岳村政治

第39章


这种“习惯”不仅是模式化(固定下来)的认知水平和认同需要,不仅是模式化的行为方式,在一定意义上,还是一种模式化了的秩序和规则,更是一种模式化的利益。这在于,尽管“习惯”并不一定能直接代表具体的经济利益,但在具体的事件中,这种“习惯”的本身又往往被村民们看成是一种利益,是一种与“规则”、“秩序”和“面子”相联系的“权利”。在这种意义上,绍庄村将“三姓分治村政”视为是一种“惯例”,是一种根源于“同姓人总比外姓好”的习惯性观念而确立的“社区规则”。只要新规则不能与这种“习惯”寻求到平衡点,要想达到秩序的平衡就格外困难。因此,这有如徐勇教授在《中国农村村民自治》这部专著中所言,在目前,“充分利用这种深深植根于农民心理结构中的传统习俗的凝聚力和约束力因素,对于加强农民的自我教育、自我管理和自我服务,有着积极的意义。”
   第二,路径依赖和习惯演进。
   有研究者借用制度经济学的“路径依赖”这一概念来解释和理解中国的村民自治,认为,因为人们“今天的选择受历史因素的影响”,所以当村民自治特别是其中的民主选举这一制度规定作为乡村民主政治发展的路径被“锁定”后,要重新扭转就非常困难。但也有研究者认为,任何制度规范到中国之后都会在实践中遭遇“淮桔成枳”的命运。在这种意义上,村民自治的民主选举制度不可能懈决中国“乡村民主化”问题。

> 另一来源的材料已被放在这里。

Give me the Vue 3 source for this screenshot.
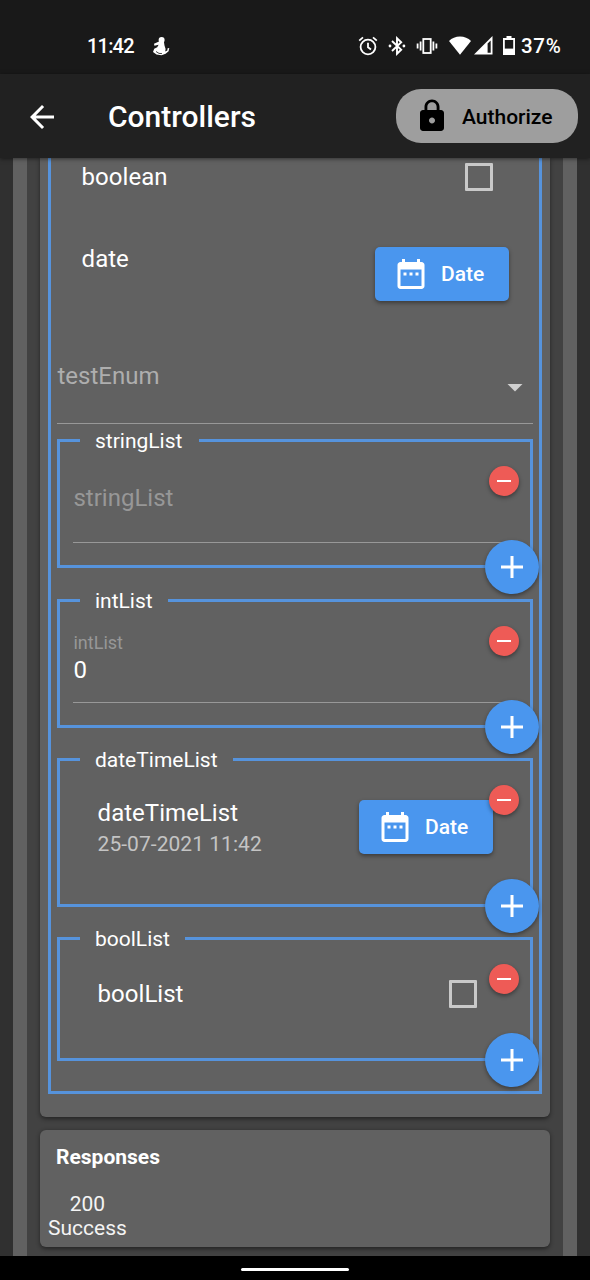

   这两种观点,实际上是有关新制度规则和乡村社会“习惯”的相互关系问题。尽管中国乡土社会的许多“习惯”不能简单用“历史因素”或“传统”此类的概念来加以解释。这并不是说,“习惯”与传统无关。事实上,当我们用“习惯”作为解释性工具来描述中国乡村政治社会的发展时,“习惯”是与传统及其规则联系在一起的。但是,“习惯”的本意就是适应新规则的程度。乡村选举规则,作为国家主导下的制度输入到乡村社会时,不仅要受到了旧“习惯”的影响,而且更为重要的是乡村社会对新的规则的适应。虽然,在一定的阶段,某些乡村“习惯”会改变这些“新规则”的运行方式和实际绩效,但只要这种制度安排能揭示真正的利益格局,乡村社会就会逐渐“习惯”这些以国家利益和权威为背景的强制性的规则。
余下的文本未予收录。